**Exercise directions**
Repeat the data below exactly, dropping any pictures it holds.

**Data extract**
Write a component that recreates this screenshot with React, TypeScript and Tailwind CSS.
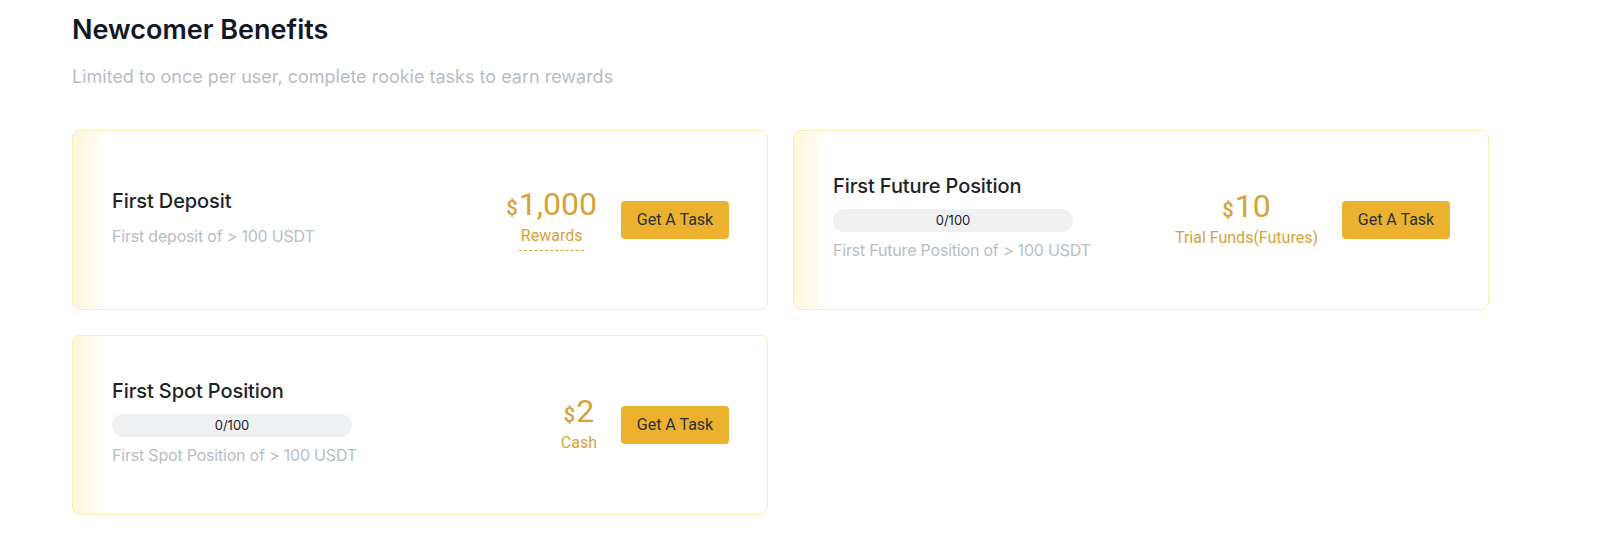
import React from 'react';

interface Task {
  title: string;
  desc: string;
  amount: string;
  label: string;
  progress?: string;
  dashed?: boolean;
}

const tasks: Task[] = [
  { title: 'First Deposit', desc: 'First deposit of > 100 USDT', amount: '1,000', label: 'Rewards', dashed: true },
  {
    title: 'First Future Position',
    desc: 'First Future Position of > 100 USDT',
    amount: '10',
    label: 'Trial Funds(Futures)',
    progress: '0/100',
  },
  {
    title: 'First Spot Position',
    desc: 'First Spot Position of > 100 USDT',
    amount: '2',
    label: 'Cash',
    progress: '0/100',
  },
];

const TaskCard: React.FC<{ task: Task }> = ({ task }) => {
  return (
    <div className="h-[180px] rounded-lg border border-[#fcebb3] bg-[linear-gradient(90deg,#fff6da_0px,#ffffff_34px)] flex items-center justify-between pl-[39px] pr-[38px]">
      <div className="flex flex-col pb-[6px]">
        <h3 className="text-[20px] leading-[24px] font-medium text-[#1e2329] tracking-[-0.1px]">{task.title}</h3>
        {task.progress ? (
          <>
            <div className="mt-[11px] w-[240px] h-[23px] rounded-full bg-[#eff0f2] flex items-center justify-center text-[13px] text-[#1e2329]">
              {task.progress}
            </div>
            <p className="mt-[8px] text-[16px] leading-[20px] text-[#b7bdc6] tracking-[-0.2px]">{task.desc}</p>
          </>
        ) : (
          <p className="mt-[13px] text-[16px] leading-[20px] text-[#b7bdc6] tracking-[-0.2px]">{task.desc}</p>
        )}
      </div>

      <div className="flex items-center gap-[24px]">
        <div className="flex flex-col items-center text-[#d6a23a] font-['Roboto',sans-serif] pb-[2px]">
          <div className="flex items-baseline leading-[34px]">
            <span className="text-[20px] font-semibold mr-[1px]">$</span>
            <span className="text-[32px]">{task.amount}</span>
          </div>
          <span
            className={`text-[16px] leading-[22px] ${
              task.dashed ? 'border-b border-dashed border-[#d6a23a] pb-[3px] px-[2px]' : ''
            }`}
          >
            {task.label}
          </span>
        </div>
        <button className="w-[108px] h-[38px] rounded-[4px] bg-[#ebb12f] text-[16px] text-[#2b3139] font-['Roboto',sans-serif]">
          Get A Task
        </button>
      </div>
    </div>
  );
};

export default function App() {
  return (
    <div className="min-h-[551px] bg-white pl-[72px] pt-[12px] font-['Inter','Roboto',sans-serif]">
      <h1 className="text-[27px] leading-[36px] font-semibold text-[#121826]">
        Newcomer Benefits
      </h1>
      <p className="mt-[17px] text-[18px] leading-[24px] text-[#b7bdc6]">
        Limited to once per user, complete rookie tasks to earn rewards
      </p>
      <div className="mt-[41px] w-[1417px] grid grid-cols-2 gap-[25px]">
        {tasks.map((t) => (
          <TaskCard key={t.title} task={t} />
        ))}
      </div>
    </div>
  );
}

**Expected answer**
Write a component that recreates this screenshot with React, TypeScript and Tailwind CSS.
import React from 'react';

interface Task {
  title: string;
  desc: string;
  amount: string;
  label: string;
  progress?: string;
  dashed?: boolean;
}

const tasks: Task[] = [
  { title: 'First Deposit', desc: 'First deposit of > 100 USDT', amount: '1,000', label: 'Rewards', dashed: true },
  {
    title: 'First Future Position',
    desc: 'First Future Position of > 100 USDT',
    amount: '10',
    label: 'Trial Funds(Futures)',
    progress: '0/100',
  },
  {
    title: 'First Spot Position',
    desc: 'First Spot Position of > 100 USDT',
    amount: '2',
    label: 'Cash',
    progress: '0/100',
  },
];

const TaskCard: React.FC<{ task: Task }> = ({ task }) => {
  return (
    <div className="h-[180px] rounded-lg border border-[#fcebb3] bg-[linear-gradient(90deg,#fff6da_0px,#ffffff_34px)] flex items-center justify-between pl-[39px] pr-[38px]">
      <div className="flex flex-col pb-[6px]">
        <h3 className="text-[20px] leading-[24px] font-medium text-[#1e2329] tracking-[-0.1px]">{task.title}</h3>
        {task.progress ? (
          <>
            <div className="mt-[11px] w-[240px] h-[23px] rounded-full bg-[#eff0f2] flex items-center justify-center text-[13px] text-[#1e2329]">
              {task.progress}
            </div>
            <p className="mt-[8px] text-[16px] leading-[20px] text-[#b7bdc6] tracking-[-0.2px]">{task.desc}</p>
          </>
        ) : (
          <p className="mt-[13px] text-[16px] leading-[20px] text-[#b7bdc6] tracking-[-0.2px]">{task.desc}</p>
        )}
      </div>

      <div className="flex items-center gap-[24px]">
        <div className="flex flex-col items-center text-[#d6a23a] font-['Roboto',sans-serif] pb-[2px]">
          <div className="flex items-baseline leading-[34px]">
            <span className="text-[20px] font-semibold mr-[1px]">$</span>
            <span className="text-[32px]">{task.amount}</span>
          </div>
          <span
            className={`text-[16px] leading-[22px] ${
              task.dashed ? 'border-b border-dashed border-[#d6a23a] pb-[3px] px-[2px]' : ''
            }`}
          >
            {task.label}
          </span>
        </div>
        <button className="w-[108px] h-[38px] rounded-[4px] bg-[#ebb12f] text-[16px] text-[#2b3139] font-['Roboto',sans-serif]">
          Get A Task
        </button>
      </div>
    </div>
  );
};

export default function App() {
  return (
    <div className="min-h-[551px] bg-white pl-[72px] pt-[12px] font-['Inter','Roboto',sans-serif]">
      <h1 className="text-[27px] leading-[36px] font-semibold text-[#121826]">
        Newcomer Benefits
      </h1>
      <p className="mt-[17px] text-[18px] leading-[24px] text-[#b7bdc6]">
        Limited to once per user, complete rookie tasks to earn rewards
      </p>
      <div className="mt-[41px] w-[1417px] grid grid-cols-2 gap-[25px]">
        {tasks.map((t) => (
          <TaskCard key={t.title} task={t} />
        ))}
      </div>
    </div>
  );
}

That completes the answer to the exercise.